**Task**.
Give an exact transcription of every line, dropping the images.

**Information supplied**.
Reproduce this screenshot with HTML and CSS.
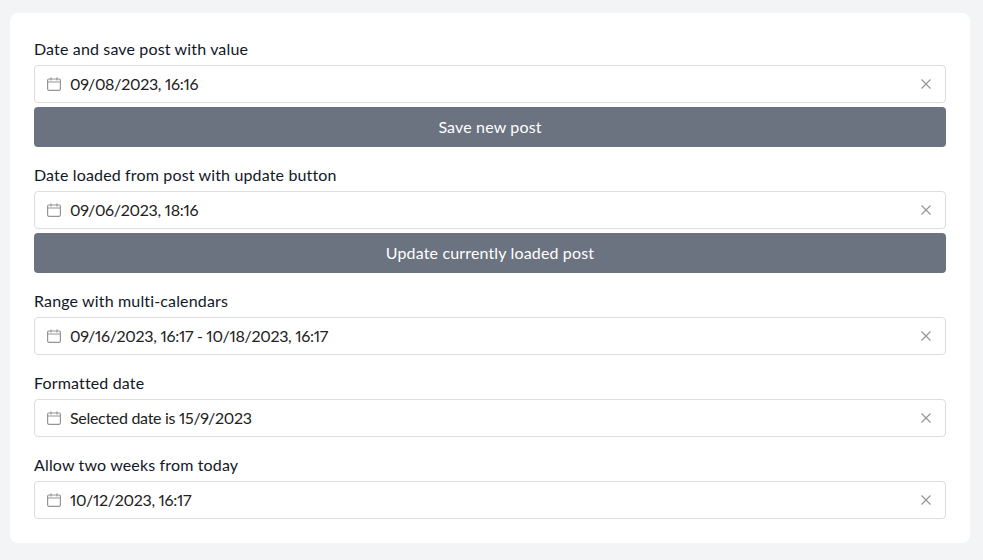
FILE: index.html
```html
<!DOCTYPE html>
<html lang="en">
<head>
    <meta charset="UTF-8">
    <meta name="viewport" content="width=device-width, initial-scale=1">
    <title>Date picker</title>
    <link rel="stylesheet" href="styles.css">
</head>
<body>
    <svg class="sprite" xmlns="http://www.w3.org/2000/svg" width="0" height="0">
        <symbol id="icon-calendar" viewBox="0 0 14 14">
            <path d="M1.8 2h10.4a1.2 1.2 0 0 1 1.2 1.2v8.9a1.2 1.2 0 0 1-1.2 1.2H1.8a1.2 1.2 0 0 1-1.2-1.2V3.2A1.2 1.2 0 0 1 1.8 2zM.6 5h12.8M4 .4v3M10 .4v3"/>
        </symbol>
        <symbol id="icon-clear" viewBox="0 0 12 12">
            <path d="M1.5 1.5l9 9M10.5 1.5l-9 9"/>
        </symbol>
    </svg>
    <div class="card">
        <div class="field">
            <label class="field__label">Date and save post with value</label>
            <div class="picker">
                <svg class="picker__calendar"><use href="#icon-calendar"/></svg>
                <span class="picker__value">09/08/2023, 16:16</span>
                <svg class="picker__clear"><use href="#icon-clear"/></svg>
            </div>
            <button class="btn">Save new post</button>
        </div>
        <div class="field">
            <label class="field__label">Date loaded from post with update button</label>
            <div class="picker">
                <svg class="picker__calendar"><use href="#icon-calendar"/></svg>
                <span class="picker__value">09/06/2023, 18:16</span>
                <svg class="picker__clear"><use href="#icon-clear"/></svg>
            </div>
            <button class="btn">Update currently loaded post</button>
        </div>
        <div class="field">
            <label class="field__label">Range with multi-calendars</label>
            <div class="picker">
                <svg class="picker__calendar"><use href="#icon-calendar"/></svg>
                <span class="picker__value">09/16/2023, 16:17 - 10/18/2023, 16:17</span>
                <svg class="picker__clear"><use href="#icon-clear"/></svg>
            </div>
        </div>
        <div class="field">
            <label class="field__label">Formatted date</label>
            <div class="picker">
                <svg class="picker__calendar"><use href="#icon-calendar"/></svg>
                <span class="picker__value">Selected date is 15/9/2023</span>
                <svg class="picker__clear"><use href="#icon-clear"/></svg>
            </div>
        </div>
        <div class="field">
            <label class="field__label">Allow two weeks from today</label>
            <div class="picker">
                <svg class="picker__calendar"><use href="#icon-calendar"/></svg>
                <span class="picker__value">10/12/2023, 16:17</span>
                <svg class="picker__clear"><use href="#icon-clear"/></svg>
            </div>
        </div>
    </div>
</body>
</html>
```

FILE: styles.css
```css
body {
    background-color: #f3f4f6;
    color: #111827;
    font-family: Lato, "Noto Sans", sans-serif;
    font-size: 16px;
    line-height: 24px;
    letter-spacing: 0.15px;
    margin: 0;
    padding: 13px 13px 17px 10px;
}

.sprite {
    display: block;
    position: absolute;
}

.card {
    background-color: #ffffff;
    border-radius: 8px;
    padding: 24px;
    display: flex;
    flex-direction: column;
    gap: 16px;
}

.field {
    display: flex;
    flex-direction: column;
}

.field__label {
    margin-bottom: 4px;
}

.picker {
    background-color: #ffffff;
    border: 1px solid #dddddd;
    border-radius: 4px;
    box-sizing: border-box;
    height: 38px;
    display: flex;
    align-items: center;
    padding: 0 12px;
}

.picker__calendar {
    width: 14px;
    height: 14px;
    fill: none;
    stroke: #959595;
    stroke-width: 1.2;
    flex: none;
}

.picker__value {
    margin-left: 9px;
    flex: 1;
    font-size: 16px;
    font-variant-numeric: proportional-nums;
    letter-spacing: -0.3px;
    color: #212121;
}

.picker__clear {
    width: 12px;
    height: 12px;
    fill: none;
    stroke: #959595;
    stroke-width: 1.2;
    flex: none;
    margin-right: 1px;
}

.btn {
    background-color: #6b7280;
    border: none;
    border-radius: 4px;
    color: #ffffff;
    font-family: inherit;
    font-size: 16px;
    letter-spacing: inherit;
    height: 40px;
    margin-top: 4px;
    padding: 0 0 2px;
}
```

**Solution for this exercise**.
Reproduce this screenshot with HTML and CSS.
FILE: index.html
```html
<!DOCTYPE html>
<html lang="en">
<head>
    <meta charset="UTF-8">
    <meta name="viewport" content="width=device-width, initial-scale=1">
    <title>Date picker</title>
    <link rel="stylesheet" href="styles.css">
</head>
<body>
    <svg class="sprite" xmlns="http://www.w3.org/2000/svg" width="0" height="0">
        <symbol id="icon-calendar" viewBox="0 0 14 14">
            <path d="M1.8 2h10.4a1.2 1.2 0 0 1 1.2 1.2v8.9a1.2 1.2 0 0 1-1.2 1.2H1.8a1.2 1.2 0 0 1-1.2-1.2V3.2A1.2 1.2 0 0 1 1.8 2zM.6 5h12.8M4 .4v3M10 .4v3"/>
        </symbol>
        <symbol id="icon-clear" viewBox="0 0 12 12">
            <path d="M1.5 1.5l9 9M10.5 1.5l-9 9"/>
        </symbol>
    </svg>
    <div class="card">
        <div class="field">
            <label class="field__label">Date and save post with value</label>
            <div class="picker">
                <svg class="picker__calendar"><use href="#icon-calendar"/></svg>
                <span class="picker__value">09/08/2023, 16:16</span>
                <svg class="picker__clear"><use href="#icon-clear"/></svg>
            </div>
            <button class="btn">Save new post</button>
        </div>
        <div class="field">
            <label class="field__label">Date loaded from post with update button</label>
            <div class="picker">
                <svg class="picker__calendar"><use href="#icon-calendar"/></svg>
                <span class="picker__value">09/06/2023, 18:16</span>
                <svg class="picker__clear"><use href="#icon-clear"/></svg>
            </div>
            <button class="btn">Update currently loaded post</button>
        </div>
        <div class="field">
            <label class="field__label">Range with multi-calendars</label>
            <div class="picker">
                <svg class="picker__calendar"><use href="#icon-calendar"/></svg>
                <span class="picker__value">09/16/2023, 16:17 - 10/18/2023, 16:17</span>
                <svg class="picker__clear"><use href="#icon-clear"/></svg>
            </div>
        </div>
        <div class="field">
            <label class="field__label">Formatted date</label>
            <div class="picker">
                <svg class="picker__calendar"><use href="#icon-calendar"/></svg>
                <span class="picker__value">Selected date is 15/9/2023</span>
                <svg class="picker__clear"><use href="#icon-clear"/></svg>
            </div>
        </div>
        <div class="field">
            <label class="field__label">Allow two weeks from today</label>
            <div class="picker">
                <svg class="picker__calendar"><use href="#icon-calendar"/></svg>
                <span class="picker__value">10/12/2023, 16:17</span>
                <svg class="picker__clear"><use href="#icon-clear"/></svg>
            </div>
        </div>
    </div>
</body>
</html>
```

FILE: styles.css
```css
body {
    background-color: #f3f4f6;
    color: #111827;
    font-family: Lato, "Noto Sans", sans-serif;
    font-size: 16px;
    line-height: 24px;
    letter-spacing: 0.15px;
    margin: 0;
    padding: 13px 13px 17px 10px;
}

.sprite {
    display: block;
    position: absolute;
}

.card {
    background-color: #ffffff;
    border-radius: 8px;
    padding: 24px;
    display: flex;
    flex-direction: column;
    gap: 16px;
}

.field {
    display: flex;
    flex-direction: column;
}

.field__label {
    margin-bottom: 4px;
}

.picker {
    background-color: #ffffff;
    border: 1px solid #dddddd;
    border-radius: 4px;
    box-sizing: border-box;
    height: 38px;
    display: flex;
    align-items: center;
    padding: 0 12px;
}

.picker__calendar {
    width: 14px;
    height: 14px;
    fill: none;
    stroke: #959595;
    stroke-width: 1.2;
    flex: none;
}

.picker__value {
    margin-left: 9px;
    flex: 1;
    font-size: 16px;
    font-variant-numeric: proportional-nums;
    letter-spacing: -0.3px;
    color: #212121;
}

.picker__clear {
    width: 12px;
    height: 12px;
    fill: none;
    stroke: #959595;
    stroke-width: 1.2;
    flex: none;
    margin-right: 1px;
}

.btn {
    background-color: #6b7280;
    border: none;
    border-radius: 4px;
    color: #ffffff;
    font-family: inherit;
    font-size: 16px;
    letter-spacing: inherit;
    height: 40px;
    margin-top: 4px;
    padding: 0 0 2px;
}
```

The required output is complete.